- _DATA SHOWN_
•••

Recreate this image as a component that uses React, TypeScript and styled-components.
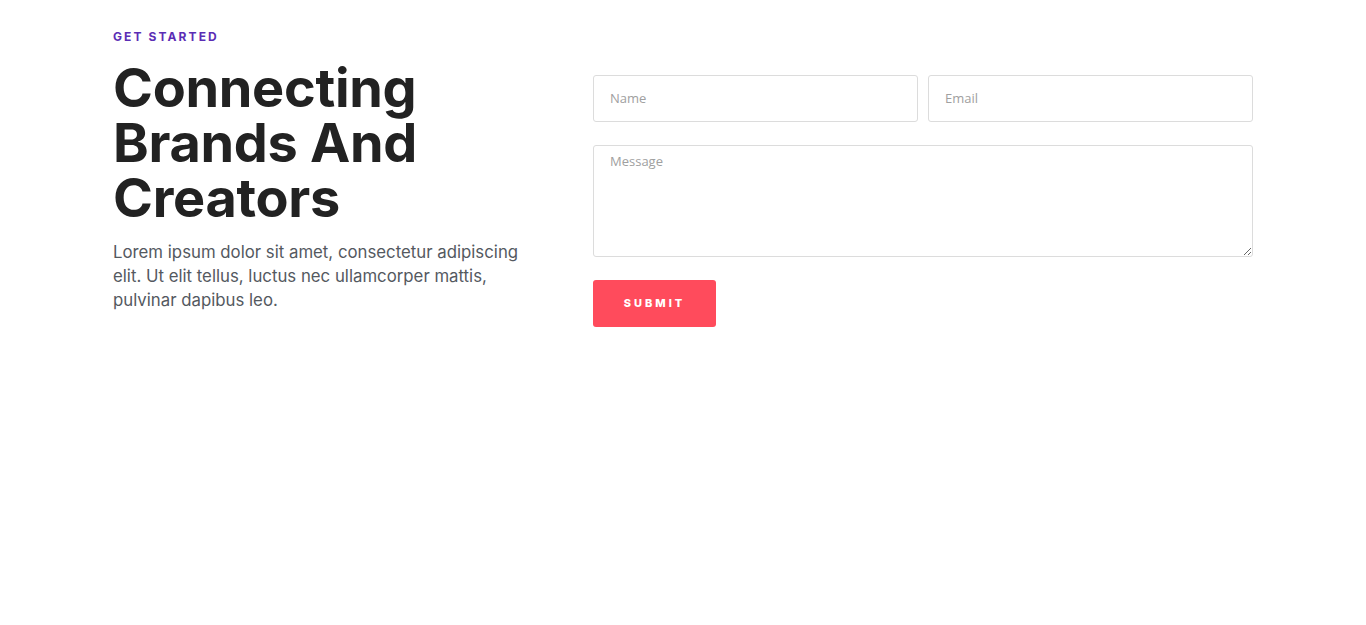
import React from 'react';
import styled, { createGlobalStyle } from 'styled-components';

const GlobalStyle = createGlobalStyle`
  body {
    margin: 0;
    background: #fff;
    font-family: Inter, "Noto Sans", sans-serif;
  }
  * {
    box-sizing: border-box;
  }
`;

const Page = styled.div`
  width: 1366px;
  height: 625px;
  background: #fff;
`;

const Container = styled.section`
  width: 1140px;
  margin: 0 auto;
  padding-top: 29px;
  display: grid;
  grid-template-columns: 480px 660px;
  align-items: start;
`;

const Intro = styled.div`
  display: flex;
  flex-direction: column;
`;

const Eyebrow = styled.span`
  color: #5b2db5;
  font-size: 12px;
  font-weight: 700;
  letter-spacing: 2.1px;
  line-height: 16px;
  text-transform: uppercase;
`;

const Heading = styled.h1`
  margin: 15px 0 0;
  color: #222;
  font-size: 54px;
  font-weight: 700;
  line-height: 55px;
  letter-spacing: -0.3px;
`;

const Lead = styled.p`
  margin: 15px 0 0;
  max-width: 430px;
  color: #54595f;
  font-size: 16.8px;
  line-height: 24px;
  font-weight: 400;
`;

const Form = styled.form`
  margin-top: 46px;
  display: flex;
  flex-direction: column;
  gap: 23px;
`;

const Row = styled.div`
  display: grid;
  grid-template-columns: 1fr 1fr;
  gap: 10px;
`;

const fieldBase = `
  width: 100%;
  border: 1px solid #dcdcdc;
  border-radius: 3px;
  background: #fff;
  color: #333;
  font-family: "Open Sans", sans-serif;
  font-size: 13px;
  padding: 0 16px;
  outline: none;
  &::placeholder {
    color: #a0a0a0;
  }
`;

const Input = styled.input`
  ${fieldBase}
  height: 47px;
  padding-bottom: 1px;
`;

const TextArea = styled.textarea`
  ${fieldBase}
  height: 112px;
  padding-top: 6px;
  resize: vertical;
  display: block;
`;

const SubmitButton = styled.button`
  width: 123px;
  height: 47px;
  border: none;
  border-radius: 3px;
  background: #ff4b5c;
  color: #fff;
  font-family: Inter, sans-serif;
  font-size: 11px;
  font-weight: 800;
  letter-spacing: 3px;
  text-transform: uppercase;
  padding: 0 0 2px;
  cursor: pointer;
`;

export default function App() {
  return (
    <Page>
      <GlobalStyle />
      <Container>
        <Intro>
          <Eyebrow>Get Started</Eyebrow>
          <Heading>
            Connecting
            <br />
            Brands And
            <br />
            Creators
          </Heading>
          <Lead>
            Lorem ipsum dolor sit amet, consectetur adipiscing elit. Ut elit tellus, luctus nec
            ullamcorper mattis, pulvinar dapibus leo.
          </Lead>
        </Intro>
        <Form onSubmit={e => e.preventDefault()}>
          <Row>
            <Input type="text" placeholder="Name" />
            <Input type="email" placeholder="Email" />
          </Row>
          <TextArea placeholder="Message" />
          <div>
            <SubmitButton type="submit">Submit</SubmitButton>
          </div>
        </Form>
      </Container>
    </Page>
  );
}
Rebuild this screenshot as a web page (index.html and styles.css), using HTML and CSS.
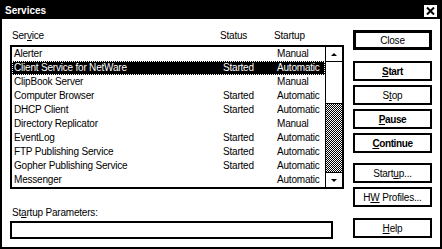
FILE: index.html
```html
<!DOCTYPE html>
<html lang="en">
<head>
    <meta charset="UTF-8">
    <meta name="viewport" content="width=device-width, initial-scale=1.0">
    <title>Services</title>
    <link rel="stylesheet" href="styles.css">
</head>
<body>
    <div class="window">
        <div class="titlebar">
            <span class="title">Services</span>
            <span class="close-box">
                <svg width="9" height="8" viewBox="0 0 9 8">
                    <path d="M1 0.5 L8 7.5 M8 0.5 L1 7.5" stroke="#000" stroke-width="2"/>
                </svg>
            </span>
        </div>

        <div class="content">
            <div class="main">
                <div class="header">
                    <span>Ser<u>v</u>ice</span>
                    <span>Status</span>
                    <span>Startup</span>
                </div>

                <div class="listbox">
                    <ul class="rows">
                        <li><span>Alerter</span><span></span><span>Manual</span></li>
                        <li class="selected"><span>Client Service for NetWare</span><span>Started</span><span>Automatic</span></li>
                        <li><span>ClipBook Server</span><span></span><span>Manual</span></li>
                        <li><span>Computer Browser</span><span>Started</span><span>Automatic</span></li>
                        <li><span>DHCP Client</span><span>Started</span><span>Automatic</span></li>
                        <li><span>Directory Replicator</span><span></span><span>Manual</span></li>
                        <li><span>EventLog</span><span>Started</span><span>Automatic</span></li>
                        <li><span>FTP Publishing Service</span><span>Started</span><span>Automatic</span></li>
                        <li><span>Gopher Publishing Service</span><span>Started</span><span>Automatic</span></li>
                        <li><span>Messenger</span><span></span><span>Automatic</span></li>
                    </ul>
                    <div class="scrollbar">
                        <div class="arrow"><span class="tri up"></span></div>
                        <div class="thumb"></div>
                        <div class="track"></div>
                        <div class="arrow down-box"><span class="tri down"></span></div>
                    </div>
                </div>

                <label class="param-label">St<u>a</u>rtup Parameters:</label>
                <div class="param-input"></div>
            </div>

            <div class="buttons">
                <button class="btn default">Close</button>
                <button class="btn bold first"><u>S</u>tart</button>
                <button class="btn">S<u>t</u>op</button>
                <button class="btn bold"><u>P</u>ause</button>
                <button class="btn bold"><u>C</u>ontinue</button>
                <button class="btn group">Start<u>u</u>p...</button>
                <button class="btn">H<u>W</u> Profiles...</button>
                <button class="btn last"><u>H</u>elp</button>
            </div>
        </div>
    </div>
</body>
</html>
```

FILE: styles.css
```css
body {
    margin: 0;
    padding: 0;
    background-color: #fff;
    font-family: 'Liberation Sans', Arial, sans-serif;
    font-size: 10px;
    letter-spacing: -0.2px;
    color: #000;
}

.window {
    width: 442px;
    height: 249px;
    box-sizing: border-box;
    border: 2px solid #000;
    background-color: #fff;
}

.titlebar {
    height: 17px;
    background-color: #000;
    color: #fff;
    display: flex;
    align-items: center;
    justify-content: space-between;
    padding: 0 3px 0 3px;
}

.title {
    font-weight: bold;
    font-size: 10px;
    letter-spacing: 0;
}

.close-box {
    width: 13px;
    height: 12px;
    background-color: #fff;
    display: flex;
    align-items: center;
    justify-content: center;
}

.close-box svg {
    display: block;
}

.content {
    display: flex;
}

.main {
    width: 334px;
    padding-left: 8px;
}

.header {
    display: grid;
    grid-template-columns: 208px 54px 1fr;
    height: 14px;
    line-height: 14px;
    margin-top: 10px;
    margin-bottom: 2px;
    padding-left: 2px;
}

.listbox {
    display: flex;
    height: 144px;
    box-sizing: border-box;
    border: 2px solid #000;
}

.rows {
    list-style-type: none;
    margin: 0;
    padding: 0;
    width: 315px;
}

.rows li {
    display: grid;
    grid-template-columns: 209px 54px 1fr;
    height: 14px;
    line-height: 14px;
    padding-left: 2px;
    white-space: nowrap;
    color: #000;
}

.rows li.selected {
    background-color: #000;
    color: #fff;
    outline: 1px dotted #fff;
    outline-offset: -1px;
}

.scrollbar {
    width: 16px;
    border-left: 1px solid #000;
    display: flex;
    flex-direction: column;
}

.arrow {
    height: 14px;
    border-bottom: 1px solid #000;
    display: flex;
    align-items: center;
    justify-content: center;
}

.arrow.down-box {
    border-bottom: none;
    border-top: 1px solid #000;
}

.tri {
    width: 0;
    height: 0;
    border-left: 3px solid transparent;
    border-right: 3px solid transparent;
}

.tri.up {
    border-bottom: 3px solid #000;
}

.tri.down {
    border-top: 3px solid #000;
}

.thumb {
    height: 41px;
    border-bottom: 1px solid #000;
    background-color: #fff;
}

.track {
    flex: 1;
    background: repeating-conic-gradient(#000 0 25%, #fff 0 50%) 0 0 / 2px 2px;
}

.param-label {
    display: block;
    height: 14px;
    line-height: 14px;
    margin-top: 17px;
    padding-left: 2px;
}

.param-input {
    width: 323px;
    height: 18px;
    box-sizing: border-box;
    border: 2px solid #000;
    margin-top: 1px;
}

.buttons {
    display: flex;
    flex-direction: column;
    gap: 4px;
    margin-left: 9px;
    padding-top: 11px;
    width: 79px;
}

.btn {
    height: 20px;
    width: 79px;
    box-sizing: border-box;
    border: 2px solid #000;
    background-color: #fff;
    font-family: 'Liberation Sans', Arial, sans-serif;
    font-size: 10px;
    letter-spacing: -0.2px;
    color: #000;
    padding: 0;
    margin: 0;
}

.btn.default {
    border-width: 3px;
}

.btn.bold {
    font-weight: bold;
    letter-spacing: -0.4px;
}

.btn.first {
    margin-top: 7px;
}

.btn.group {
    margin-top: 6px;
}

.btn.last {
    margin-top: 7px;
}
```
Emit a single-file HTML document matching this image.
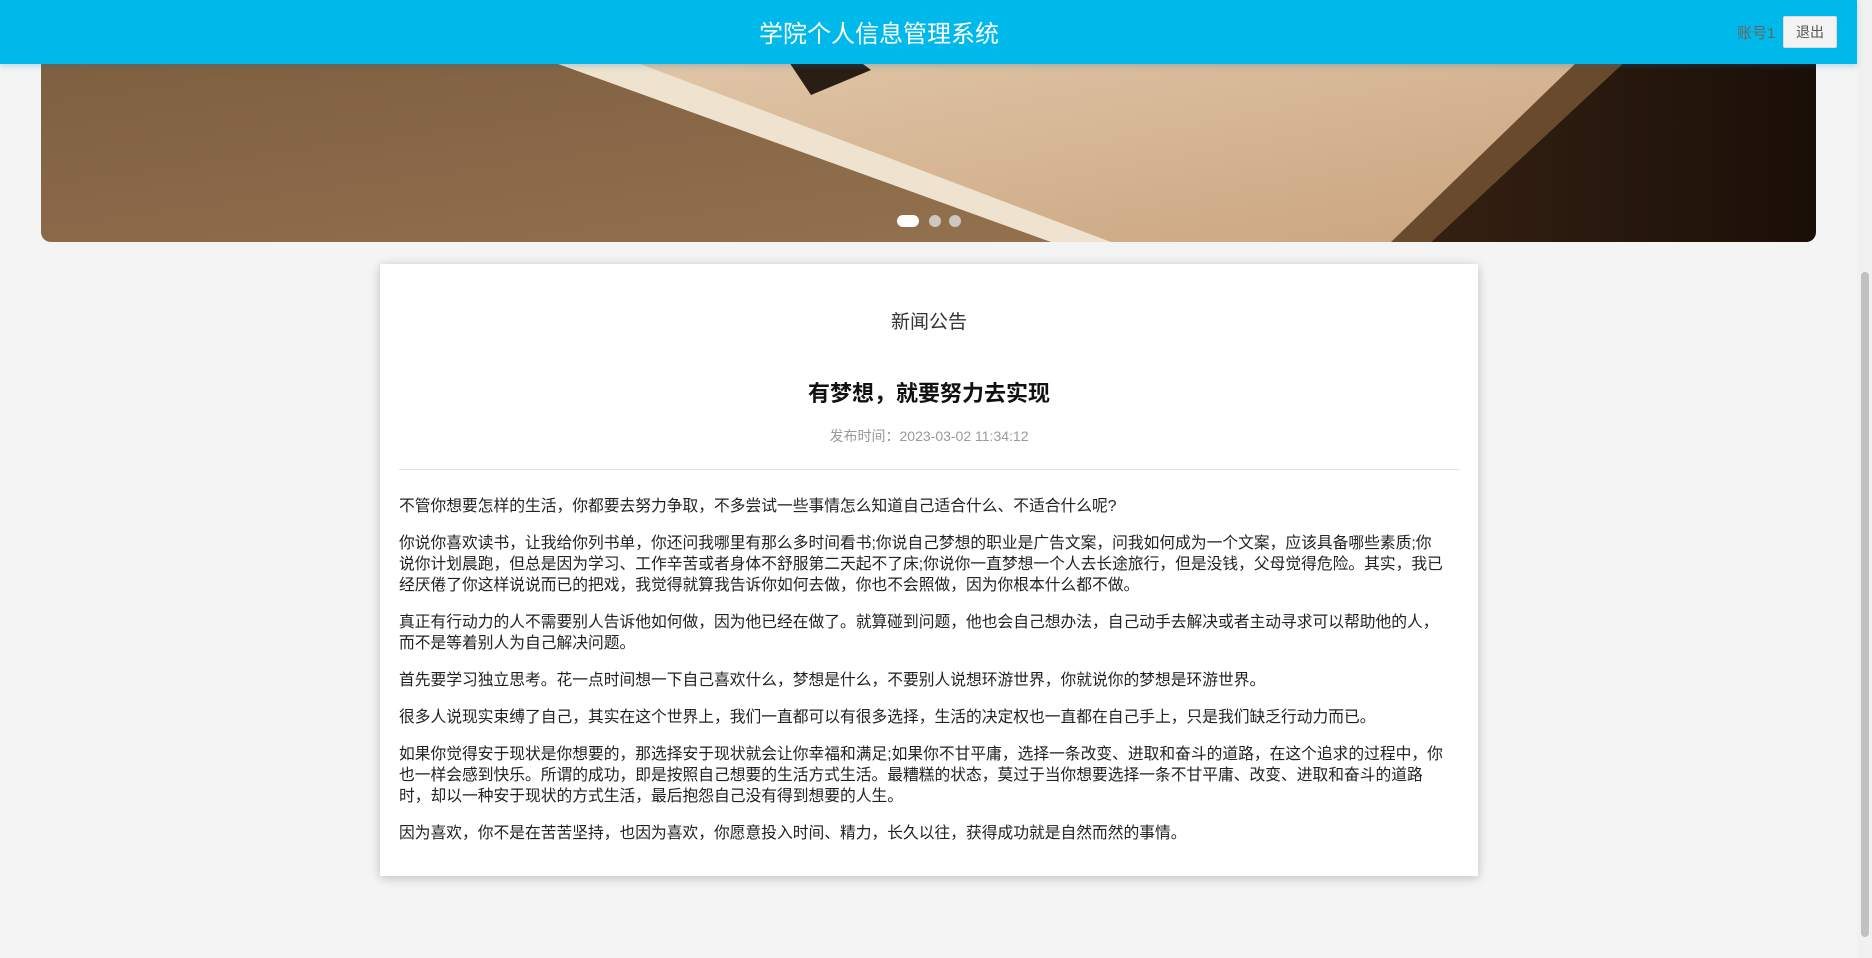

•••

- _WORK INSTRUCTIONS_
Check each line of the entries above, and show every one holding the word "image".

- _RIGHT ANSWER_
Recreate this image as a component that uses React, TypeScript and styled-components.
Emit a single-file HTML document matching this image.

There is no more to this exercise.